Prompt >> The listing below should be printed exactly, every line of it. Skip the pictures.

Supplied material >>
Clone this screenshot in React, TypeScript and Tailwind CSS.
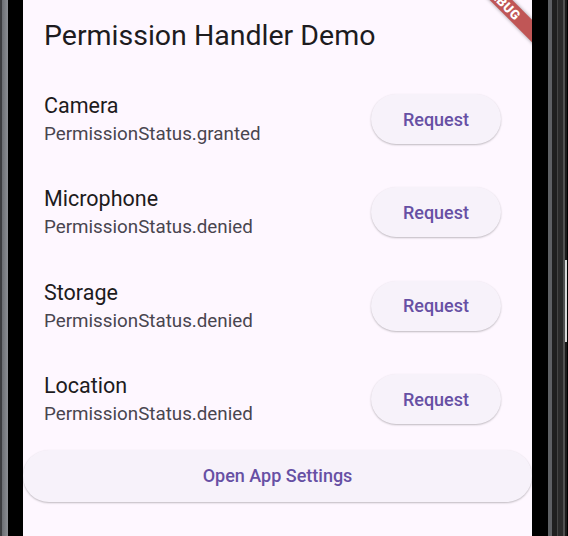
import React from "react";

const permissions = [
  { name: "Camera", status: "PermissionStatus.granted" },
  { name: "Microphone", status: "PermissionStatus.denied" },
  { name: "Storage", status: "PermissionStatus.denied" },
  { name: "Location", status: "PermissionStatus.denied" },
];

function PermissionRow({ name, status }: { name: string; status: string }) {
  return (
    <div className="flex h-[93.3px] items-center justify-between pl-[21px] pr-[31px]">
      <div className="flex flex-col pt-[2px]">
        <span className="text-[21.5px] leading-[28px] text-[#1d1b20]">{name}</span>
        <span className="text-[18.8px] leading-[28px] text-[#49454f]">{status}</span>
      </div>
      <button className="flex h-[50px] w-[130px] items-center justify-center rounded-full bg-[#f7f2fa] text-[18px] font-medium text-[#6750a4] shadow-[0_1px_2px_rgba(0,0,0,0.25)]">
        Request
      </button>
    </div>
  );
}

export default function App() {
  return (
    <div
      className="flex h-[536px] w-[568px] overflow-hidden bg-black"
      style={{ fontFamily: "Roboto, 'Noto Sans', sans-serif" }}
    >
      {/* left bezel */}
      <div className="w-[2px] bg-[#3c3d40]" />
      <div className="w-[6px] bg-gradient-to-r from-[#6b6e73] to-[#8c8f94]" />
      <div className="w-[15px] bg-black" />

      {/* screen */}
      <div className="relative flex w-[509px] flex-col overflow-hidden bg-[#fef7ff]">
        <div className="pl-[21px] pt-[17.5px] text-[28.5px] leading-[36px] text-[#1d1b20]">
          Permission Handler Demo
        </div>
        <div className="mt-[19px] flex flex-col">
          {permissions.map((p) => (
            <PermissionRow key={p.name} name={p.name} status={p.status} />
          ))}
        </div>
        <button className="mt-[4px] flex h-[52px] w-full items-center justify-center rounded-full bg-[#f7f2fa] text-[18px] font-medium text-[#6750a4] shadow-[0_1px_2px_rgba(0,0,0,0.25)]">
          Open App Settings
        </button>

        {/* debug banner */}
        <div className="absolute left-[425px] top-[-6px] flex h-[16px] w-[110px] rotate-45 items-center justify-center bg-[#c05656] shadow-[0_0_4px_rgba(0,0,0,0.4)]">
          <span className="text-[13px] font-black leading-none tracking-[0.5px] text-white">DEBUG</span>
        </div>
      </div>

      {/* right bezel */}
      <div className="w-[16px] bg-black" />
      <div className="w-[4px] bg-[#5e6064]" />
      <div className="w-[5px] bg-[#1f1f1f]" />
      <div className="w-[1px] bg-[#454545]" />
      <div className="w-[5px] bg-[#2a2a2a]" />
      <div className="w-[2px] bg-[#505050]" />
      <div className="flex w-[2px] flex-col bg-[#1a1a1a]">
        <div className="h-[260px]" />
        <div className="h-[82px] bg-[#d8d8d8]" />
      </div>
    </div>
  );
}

Response to this exercise >>
Clone this screenshot in React, TypeScript and Tailwind CSS.
import React from "react";

const permissions = [
  { name: "Camera", status: "PermissionStatus.granted" },
  { name: "Microphone", status: "PermissionStatus.denied" },
  { name: "Storage", status: "PermissionStatus.denied" },
  { name: "Location", status: "PermissionStatus.denied" },
];

function PermissionRow({ name, status }: { name: string; status: string }) {
  return (
    <div className="flex h-[93.3px] items-center justify-between pl-[21px] pr-[31px]">
      <div className="flex flex-col pt-[2px]">
        <span className="text-[21.5px] leading-[28px] text-[#1d1b20]">{name}</span>
        <span className="text-[18.8px] leading-[28px] text-[#49454f]">{status}</span>
      </div>
      <button className="flex h-[50px] w-[130px] items-center justify-center rounded-full bg-[#f7f2fa] text-[18px] font-medium text-[#6750a4] shadow-[0_1px_2px_rgba(0,0,0,0.25)]">
        Request
      </button>
    </div>
  );
}

export default function App() {
  return (
    <div
      className="flex h-[536px] w-[568px] overflow-hidden bg-black"
      style={{ fontFamily: "Roboto, 'Noto Sans', sans-serif" }}
    >
      {/* left bezel */}
      <div className="w-[2px] bg-[#3c3d40]" />
      <div className="w-[6px] bg-gradient-to-r from-[#6b6e73] to-[#8c8f94]" />
      <div className="w-[15px] bg-black" />

      {/* screen */}
      <div className="relative flex w-[509px] flex-col overflow-hidden bg-[#fef7ff]">
        <div className="pl-[21px] pt-[17.5px] text-[28.5px] leading-[36px] text-[#1d1b20]">
          Permission Handler Demo
        </div>
        <div className="mt-[19px] flex flex-col">
          {permissions.map((p) => (
            <PermissionRow key={p.name} name={p.name} status={p.status} />
          ))}
        </div>
        <button className="mt-[4px] flex h-[52px] w-full items-center justify-center rounded-full bg-[#f7f2fa] text-[18px] font-medium text-[#6750a4] shadow-[0_1px_2px_rgba(0,0,0,0.25)]">
          Open App Settings
        </button>

        {/* debug banner */}
        <div className="absolute left-[425px] top-[-6px] flex h-[16px] w-[110px] rotate-45 items-center justify-center bg-[#c05656] shadow-[0_0_4px_rgba(0,0,0,0.4)]">
          <span className="text-[13px] font-black leading-none tracking-[0.5px] text-white">DEBUG</span>
        </div>
      </div>

      {/* right bezel */}
      <div className="w-[16px] bg-black" />
      <div className="w-[4px] bg-[#5e6064]" />
      <div className="w-[5px] bg-[#1f1f1f]" />
      <div className="w-[1px] bg-[#454545]" />
      <div className="w-[5px] bg-[#2a2a2a]" />
      <div className="w-[2px] bg-[#505050]" />
      <div className="flex w-[2px] flex-col bg-[#1a1a1a]">
        <div className="h-[260px]" />
        <div className="h-[82px] bg-[#d8d8d8]" />
      </div>
    </div>
  );
}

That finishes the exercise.